なお調整関連の話題でいえば、勝率ランキングでレイスを抜いてホライゾンが躍り出たことはそれなりに驚きをもってコミュニティに受け止められている。本件については、Klein氏とともにレジェンド調整を担っているJayBiebsことJohn Larson氏がコメント。ここ最近の躍進を受けて、ホライゾンがナーフを受けていることは確かだ。とはいえ重要なのは、弱体化を「どうやって」実行するかということ。すでに彼女がもっている「能力セット」を作り替えることには断固反対で、と戦術による無重力浮上とパッシブによる着地効果軽減のシナジーは譲りがたいという。
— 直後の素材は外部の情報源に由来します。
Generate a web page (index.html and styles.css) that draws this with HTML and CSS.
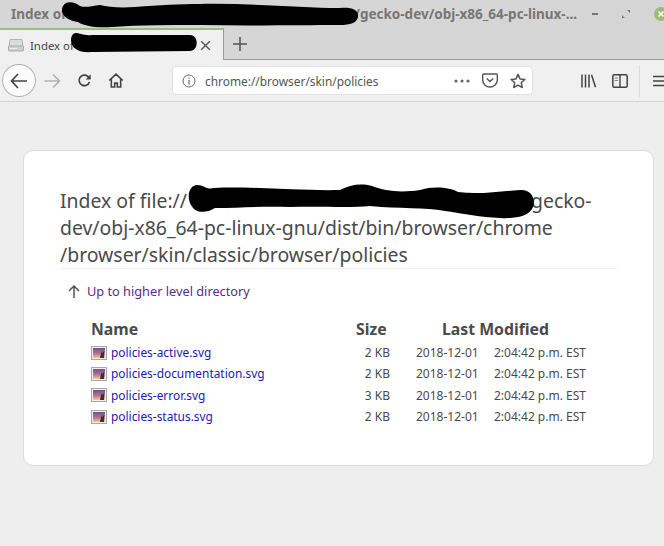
FILE: index.html
```html
<!DOCTYPE html>
<html lang="en">
<head>
<meta charset="utf-8">
<title>Index of file</title>
<link rel="stylesheet" href="styles.css">
</head>
<body>
<header class="chrome">
  <div class="titlebar">
    <span class="win-title">Index of</span>
    <span class="win-title win-title-rest">/gecko-dev/obj-x86_64-pc-linux-...</span>
    <div class="win-controls">
      <span class="wc-min"></span>
      <svg class="wc-max" width="8" height="8" viewBox="0 0 8 8"><path d="M5 0h3v3zM3 8H0V5z" fill="#777"/></svg>
      <svg class="wc-close" width="10" height="14" viewBox="0 0 10 14"><circle cx="7" cy="7" r="7" fill="#9dbb72"/><path d="M4.5 4.5l5 5M9.5 4.5l-5 5" stroke="#fff" stroke-width="1.6"/></svg>
    </div>
  </div>
  <div class="tabstrip">
    <div class="tab">
      <svg class="tab-icon" width="16" height="16" viewBox="0 0 16 16"><path d="M2 2.5h12l1 7H1z" fill="#dcdcdc" stroke="#b4b4b4"/><rect x="0.5" y="9" width="15" height="5" rx="1" fill="#cfcfcf" stroke="#ababab"/><rect x="2" y="11" width="7" height="1" fill="#eee"/></svg>
      <span class="tab-label">Index of</span>
      <svg class="tab-close" width="11" height="11" viewBox="0 0 11 11"><path d="M1.2 1.2l8.6 8.6M9.8 1.2l-8.6 8.6" stroke="#555" stroke-width="1.4"/></svg>
    </div>
    <svg class="newtab" width="14" height="14" viewBox="0 0 14 14"><path d="M7 0v14M0 7h14" stroke="#555" stroke-width="1.6"/></svg>
  </div>
  <nav class="navbar">
    <div class="backbtn">
      <svg width="18" height="16" viewBox="0 0 18 16"><path d="M8 1L1.5 8 8 15M2 8h15" fill="none" stroke="#444" stroke-width="1.7"/></svg>
    </div>
    <svg class="nav-forward" width="17" height="16" viewBox="0 0 17 16"><path d="M9 1.5L15.5 8 9 14.5M15 8H0.5" fill="none" stroke="#b0b0b0" stroke-width="1.6"/></svg>
    <svg class="nav-reload" width="15" height="15" viewBox="0 0 16 16"><path d="M13.2 9.5A5.6 5.6 0 1 1 11.5 3.6L14 6" fill="none" stroke="#444" stroke-width="1.8"/><path d="M14.6 1.4v5.4H9.2z" fill="#444"/></svg>
    <svg class="nav-home" width="16" height="15" viewBox="0 0 16 16"><path d="M0.8 8L8 1.2 15.2 8M3 6.5V15h3.6v-4.2h2.8V15H13V6.5" fill="none" stroke="#444" stroke-width="1.7"/></svg>
    <div class="urlbar">
      <svg class="url-info" width="14" height="14" viewBox="0 0 14 14"><circle cx="7" cy="7" r="6" fill="none" stroke="#666"/><path d="M7 6v4.5M7 3.4v1.4" stroke="#666" stroke-width="1.2"/></svg>
      <span class="url-text">chrome://browser/skin/policies</span>
      <svg class="url-dots" width="16" height="4" viewBox="0 0 16 4"><circle cx="2" cy="2" r="1.6" fill="#666"/><circle cx="8" cy="2" r="1.6" fill="#666"/><circle cx="14" cy="2" r="1.6" fill="#666"/></svg>
      <svg class="url-pocket" width="16" height="15" viewBox="0 0 16 15"><path d="M1.6 1h12.8a1 1 0 0 1 .9 1v5a7.3 7 0 0 1-14.6 0V2a1 1 0 0 1 .9-1z" fill="none" stroke="#555" stroke-width="1.4"/><path d="M4.8 5.5L8 8.5l3.2-3" fill="none" stroke="#555" stroke-width="1.5"/></svg>
      <svg class="url-star" width="16" height="16" viewBox="0 0 16 16"><path d="M8 1.4l2 4.5 4.9.5-3.7 3.3 1.1 4.8L8 12.1l-4.3 2.4 1.1-4.8L1.1 6.4 6 5.9z" fill="none" stroke="#555" stroke-width="1.5" stroke-linejoin="round"/></svg>
    </div>
    <svg class="nav-library" width="16" height="14" viewBox="0 0 16 14"><path d="M1 0.5v13M4.5 0.5v13M8 0.5v13M10.5 0.7l4 12.6" stroke="#444" stroke-width="1.5" fill="none"/></svg>
    <svg class="nav-sidebar" width="16" height="14" viewBox="0 0 16 14"><rect x="0.8" y="0.8" width="14.4" height="12.4" rx="1.5" fill="none" stroke="#444" stroke-width="1.5"/><path d="M8 1v12" stroke="#444" stroke-width="1.4"/><path d="M2.5 4h3.5M2.5 6.5h3.5" stroke="#888"/></svg>
    <span class="nav-sep"></span>
    <svg class="nav-menu" width="11" height="12" viewBox="0 0 11 12"><path d="M0 1.5h11M0 6h11M0 10.5h11" stroke="#444" stroke-width="1.5"/></svg>
  </nav>
</header>

<main class="page">
  <section class="card">
    <h1 class="heading">
      <span class="heading-line"><span>Index of file://</span><span class="heading-tail">gecko-</span></span>
      <span class="heading-line">dev/obj-x86_64-pc-linux-gnu/dist/bin/browser/chrome</span>
      <span class="heading-line">/browser/skin/classic/browser/policies</span>
    </h1>
    <p class="updir">
      <svg class="up-arrow" width="12" height="13" viewBox="0 0 12 13"><path d="M6 13V1.5M1 6l5-5 5 5" fill="none" stroke="#555" stroke-width="1.5"/></svg>
      <a class="updir-link" href="#">Up to higher level directory</a>
    </p>
    <table class="listing">
      <thead>
        <tr><th class="col-name">Name</th><th class="col-size">Size</th><th class="col-mod" colspan="2">Last Modified</th></tr>
      </thead>
      <tbody>
        <tr><td class="cell-name"><svg class="file-icon" viewBox="0 0 16 16"><use href="#img"/></svg><a href="#">policies-active.svg</a></td><td class="cell-size">2 KB</td><td class="cell-date">2018-12-01</td><td class="cell-time">2:04:42 p.m. EST</td></tr>
        <tr><td class="cell-name"><svg class="file-icon" viewBox="0 0 16 16"><use href="#img"/></svg><a href="#">policies-documentation.svg</a></td><td class="cell-size">2 KB</td><td class="cell-date">2018-12-01</td><td class="cell-time">2:04:42 p.m. EST</td></tr>
        <tr><td class="cell-name"><svg class="file-icon" viewBox="0 0 16 16"><use href="#img"/></svg><a href="#">policies-error.svg</a></td><td class="cell-size">3 KB</td><td class="cell-date">2018-12-01</td><td class="cell-time">2:04:42 p.m. EST</td></tr>
        <tr><td class="cell-name"><svg class="file-icon" viewBox="0 0 16 16"><use href="#img"/></svg><a href="#">policies-status.svg</a></td><td class="cell-size">2 KB</td><td class="cell-date">2018-12-01</td><td class="cell-time">2:04:42 p.m. EST</td></tr>
      </tbody>
    </table>
  </section>
</main>

<svg class="redactions" width="664" height="546" viewBox="0 0 664 546">
  <defs>
    <linearGradient id="sky" x1="0" y1="0" x2="0" y2="1"><stop offset="0" stop-color="#6a5488"/><stop offset=".55" stop-color="#b8709a"/><stop offset="1" stop-color="#f2d070"/></linearGradient>
    <symbol id="img" viewBox="0 0 16 16"><rect x="0.5" y="1.5" width="15" height="13" fill="#efefef" stroke="#a8a8a8"/><rect x="2" y="3" width="12" height="10" fill="url(#sky)"/><path d="M9 13l1.5-7 1 2 1.5-2.5V13z" fill="#3a3040"/></symbol>
  </defs>
  <path d="M66 3 C71 1 76 3 80 6 C84 8 92 6 100 5 C108 7 120 8 135 7 C160 5 180 4 200 4 C250 3 300 8 340 8 C352 7 359 10 358 17 C357 23 350 25 340 25 C300 25 250 26 200 25 C170 25 140 25 112 27 C95 28 84 26 78 22 C70 21 62 17 62 10 C62 7 63 5 66 3 Z" fill="#000"/>
  <path d="M75 33 C80 33 84 36 92 35 L190 35 C199 35 199 51 190 51 L92 52 C80 53 71 49 71 40 C71 37 72 34 75 33 Z" fill="#000"/>
  <path d="M196 185 C203 184 206 190 214 188 C250 186 300 191 340 190 C350 185 360 183 372 186 C385 191 400 193 420 190 C432 186 450 187 458 192 C480 195 500 191 520 190 C530 189 536 197 533 207 C530 216 515 219 500 218 C480 217 465 214 445 211 C425 207 400 209 370 206 C350 208 320 206 290 207 C260 206 240 208 215 208 C205 214 195 213 191 205 C187 198 188 187 196 185 Z" fill="#000"/>
</svg>
</body>
</html>
```

FILE: styles.css
```css
* { box-sizing: border-box; }
html, body { margin: 0; height: 100%; }
body {
  width: 664px;
  height: 546px;
  overflow: hidden;
  background: #eeeeee;
  font-family: "Noto Sans", "Open Sans", sans-serif;
  color: #4a4a4a;
  position: relative;
}
.chrome { display: flex; flex-direction: column; height: 102px; }
.titlebar {
  height: 28px;
  background: #d6d6d6;
  display: flex;
  align-items: center;
  padding-left: 11px;
  font-size: 13.5px;
  font-weight: 700;
  color: #767676;
}
.win-title { white-space: nowrap; flex: none; }
.win-title-rest { margin-left: 288px; }
.win-controls { margin-left: auto; display: flex; align-items: center; gap: 24px; }
.wc-min { width: 6px; height: 2px; background: #777; }
.tabstrip {
  height: 32px;
  background: #d6d6d6;
  display: flex;
  align-items: stretch;
  border-bottom: 1px solid #9a9a9a;
}
.tab {
  width: 224px;
  height: 32px;
  background: #f0f0f0;
  border-top: 2px solid #9dbb86;
  border-right: 1px solid #9a9a9a;
  display: flex;
  align-items: center;
  padding-left: 8px;
  font-size: 11.4px;
  color: #444;
}
.tab-label { margin-left: 6px; }
.tab-close { margin-left: auto; margin-right: 12px; }
.newtab { align-self: center; margin-left: 9px; }
.navbar {
  height: 42px;
  background: #f0f0f0;
  border-bottom: 1px solid #d4d4d4;
  display: flex;
  align-items: center;
  padding-left: 2px;
}
.navbar > * { flex: none; }
.backbtn {
  width: 34px; height: 33px;
  border-radius: 50%;
  border: 1px solid #b0b0b0;
  background: #fbfbfb;
  display: flex;
  align-items: center;
  justify-content: center;
}
.nav-forward { margin-left: 8px; }
.nav-reload { margin-left: 16px; }
.nav-home { margin-left: 16px; }
.urlbar {
  width: 361px;
  height: 29px;
  margin-left: 48px;
  background: #fff;
  border: 1px solid #e2e2e2;
  border-radius: 4px;
  display: flex;
  align-items: center;
  padding-left: 9px;
  font-size: 11.9px;
  color: #555;
}
.url-text { margin-left: 9px; }
.url-dots { margin-left: auto; }
.url-pocket { margin-left: 12px; }
.url-star { margin-left: 12px; margin-right: 6px; }
.nav-library { margin-left: 48px; }
.nav-sidebar { margin-left: 15px; }
.nav-sep { width: 1px; height: 32px; background: #dcdcdc; margin-left: 11px; }
.nav-menu { margin-left: 13px; }
.page { padding: 48px 11px 0 23px; }
.card {
  width: 631px;
  height: 316px;
  background: #fff;
  border: 1px solid #dcdcdc;
  border-radius: 10px;
  padding: 36px 36px 0 36px;
}
.heading {
  margin: 0;
  font-size: 19.4px;
  font-weight: 400;
  line-height: 27px;
  color: #4a4a4a;
  border-bottom: 1px solid #eeeeee;
  height: 82px;
}
.heading-line { display: block; }
.heading-tail { margin-left: 344px; }
.updir { margin: 13px 0 0 8px; display: flex; align-items: center; font-size: 12.75px; line-height: 18px; }
.up-arrow { margin-right: 7px; }
.updir-link { color: #5b2a86; text-decoration: none; }
.listing { border-collapse: collapse; margin: 19px 0 0 31px; }
.listing th { font-size: 15.8px; font-weight: 700; text-align: left; padding: 0 0 3px; line-height: 20px; }
.listing td { font-size: 12px; line-height: 21.3px; padding: 0; color: #4a4a4a; }
.col-name { width: 265px; }
.col-size { width: 60px; }
.col-mod { padding-left: 26px !important; }
.cell-name { display: flex; align-items: center; }
.cell-name a { color: #1a1ab0; text-decoration: none; font-size: 11.9px; }
.file-icon { width: 16px; height: 16px; margin-right: 4px; }
.cell-size { text-align: right; padding-right: 26px !important; }
.cell-date { width: 78px; }
.redactions { position: absolute; left: 0; top: 0; pointer-events: none; }
```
一方、戦術アビリティのグラビティリフト単体で見てみると、上昇速度や離脱時の加速度、クールタイムなど調整可能な項目は多数ある。いくつかのポイントは調整・テストが用意であるものの、開発チームとしてはあくまでホライゾンの設計意図や、プレイ時の体験を損なわないようにしていきたいそうだ。なおLarson氏は、勝率においてホライゾンがレイスの対抗馬として現れてきたことを喜ばしく思っているそうだ。そもそも従来、新レジェンドはあえて抑えめの性能でリリースされてきたのに対し(関連記事)、ホライゾンは最初から比較的強力なレジェンドとして送り出されたことが明かされている。
 

 
ここ数日でさまざまな議論を巻き起こしたレジェンド調整論争。終わりのない問いかけを追究する開発チームとともに、この壮大なライブサービスを楽しんでいきたいものだ。